- [INFORMATION SHOWN]:
*****
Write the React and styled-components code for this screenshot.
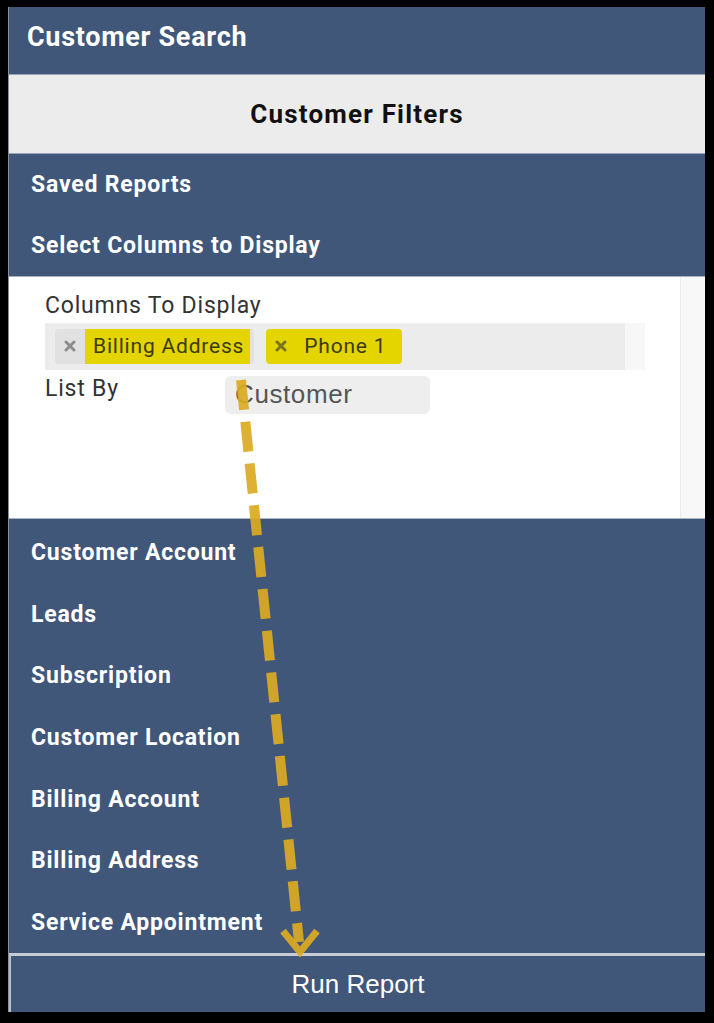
import React from 'react';
import styled, { createGlobalStyle } from 'styled-components';

const GlobalStyle = createGlobalStyle`
  html, body {
    margin: 0;
    padding: 0;
    background: #000;
  }
  * {
    box-sizing: border-box;
  }
`;

const BLUE = '#41577a';

const Frame = styled.div`
  position: relative;
  width: 714px;
  height: 1023px;
  background: #000;
  padding: 7px 9px 11px 8px;
`;

const Panel = styled.div`
  display: flex;
  flex-direction: column;
  height: 100%;
  background: ${BLUE};
  border-left: 1px solid #8a8f98;
`;

const TitleBar = styled.div`
  height: 68px;
  display: flex;
  align-items: center;
  padding: 0 0 6px 18px;
  color: #fff;
  font-family: Roboto, "Liberation Sans", sans-serif;
  font-weight: 700;
  font-size: 27px;
  letter-spacing: 0.7px;
  border-bottom: 1px solid #9aa6b8;
`;

const FilterBar = styled.div`
  height: 79px;
  display: flex;
  align-items: center;
  justify-content: center;
  background: #ececec;
  color: #111;
  font-family: Roboto, "Liberation Sans", sans-serif;
  font-weight: 700;
  font-size: 26px;
  letter-spacing: 1.2px;
  border-bottom: 1px solid #9aa6b8;
`;

const NavGroup = styled.div`
  display: flex;
  flex-direction: column;
  padding-top: ${p => p.$top || 0}px;
  flex: ${p => (p.$grow ? 1 : 'none')};
`;

const NavItem = styled.div`
  height: ${p => p.$h}px;
  display: flex;
  align-items: center;
  padding-left: 22px;
  color: #fff;
  font-family: Roboto, "Liberation Sans", sans-serif;
  font-weight: 700;
  font-size: 23px;
  letter-spacing: 0.8px;
`;

const Content = styled.div`
  height: 243px;
  display: flex;
  background: #fff;
  border-top: 1px solid #a8b2c2;
  border-bottom: 1px solid #a8b2c2;
`;

const Fields = styled.div`
  flex: 1;
  padding: 14px 34px 0 36px;
  font-family: Roboto, "Liberation Sans", sans-serif;
  color: #333;
`;

const Label = styled.div`
  font-size: 23px;
  letter-spacing: 0.8px;
  height: 32px;
  line-height: 30px;
`;

const TagBox = styled.div`
  display: flex;
  width: 600px;
  height: 47px;
  background: #ececec;
`;

const TagList = styled.div`
  flex: 1;
  display: flex;
  align-items: center;
  gap: 12px;
  padding-left: 10px;
`;

const TagEnd = styled.div`
  width: 20px;
  background: #f7f7f7;
`;

const Tag = styled.div`
  display: flex;
  align-items: stretch;
  height: 35px;
  border-radius: 4px;
  background: ${p => (p.$lit ? '#e4d500' : '#e1e1e1')};
  padding-right: ${p => (p.$lit ? 10 : 4)}px;
`;

const TagX = styled.span`
  width: 30px;
  display: flex;
  align-items: center;
  justify-content: center;
  color: ${p => (p.$lit ? '#7a7420' : '#8c8c8c')};
`;

const TagText = styled.span`
  display: flex;
  align-items: center;
  padding: 0 6px 0 8px;
  background: #e4d500;
  color: #3c3a12;
  font-size: 21px;
  letter-spacing: 0.8px;
`;

const ListRow = styled.div`
  display: flex;
  align-items: flex-start;
  margin-top: 4px;
`;

const ListLabel = styled(Label)`
  width: 180px;
`;

const Select = styled.div`
  width: 205px;
  height: 38px;
  margin-top: 2px;
  border-radius: 6px;
  background: #eeeeee;
  display: flex;
  align-items: center;
  padding-left: 10px;
  color: #555;
  font-family: "Liberation Sans", Arial, sans-serif;
  font-size: 26px;
  letter-spacing: 0.6px;
`;

const Scrollbar = styled.div`
  width: 25px;
  background: #f8f8f8;
  border-left: 1px solid #ececec;
`;

const RunButton = styled.div`
  height: 59px;
  display: flex;
  align-items: center;
  justify-content: center;
  border-top: 3px solid #c7ccd4;
  border-left: 2px solid #b8bfca;
  color: #fff;
  font-family: "Liberation Sans", Arial, sans-serif;
  font-size: 26px;
`;

const Overlay = styled.svg`
  position: absolute;
  left: 0;
  top: 0;
  pointer-events: none;
`;

const XIcon = () => (
  <svg width="12" height="12" viewBox="0 0 12 12">
    <path d="M2 2L10 10M10 2L2 10" stroke="currentColor" strokeWidth="3" strokeLinecap="round" />
  </svg>
);

const navTop = ['Saved Reports', 'Select Columns to Display'];
const navBottom = [
  'Customer Account',
  'Leads',
  'Subscription',
  'Customer Location',
  'Billing Account',
  'Billing Address',
  'Service Appointment',
];

export default function App() {
  return (
    <Frame>
      <GlobalStyle />
      <Panel>
        <TitleBar>Customer Search</TitleBar>
        <FilterBar>Customer Filters</FilterBar>
        <NavGroup>
          {navTop.map(t => (
            <NavItem key={t} $h={61}>{t}</NavItem>
          ))}
        </NavGroup>
        <Content>
          <Fields>
            <Label>Columns To Display</Label>
            <TagBox>
              <TagList>
                <Tag>
                  <TagX><XIcon /></TagX>
                  <TagText>Billing Address</TagText>
                </Tag>
                <Tag $lit>
                  <TagX $lit><XIcon /></TagX>
                  <TagText>Phone 1</TagText>
                </Tag>
              </TagList>
              <TagEnd />
            </TagBox>
            <ListRow>
              <ListLabel>List By</ListLabel>
              <Select>Customer</Select>
            </ListRow>
          </Fields>
          <Scrollbar />
        </Content>
        <NavGroup $grow $top={3}>
          {navBottom.map(t => (
            <NavItem key={t} $h={61.6}>{t}</NavItem>
          ))}
        </NavGroup>
        <RunButton>Run Report</RunButton>
      </Panel>
      <Overlay width="714" height="1023" viewBox="0 0 714 1023">
        <line
          x1="241"
          y1="380"
          x2="299"
          y2="942"
          stroke="#dcaa22"
          strokeOpacity="0.92"
          strokeWidth="10"
          strokeDasharray="30 12"
        />
        <path
          d="M283 931L300 952L317 931"
          fill="none"
          stroke="#dcaa22"
          strokeOpacity="0.92"
          strokeWidth="7"
          strokeLinejoin="miter"
        />
      </Overlay>
    </Frame>
  );
}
*****
- [WHAT NEEDS TO BE DONE]:
Your answer should be a single number: the count of lines containing the word "React".

- [FULL ANSWER]:
2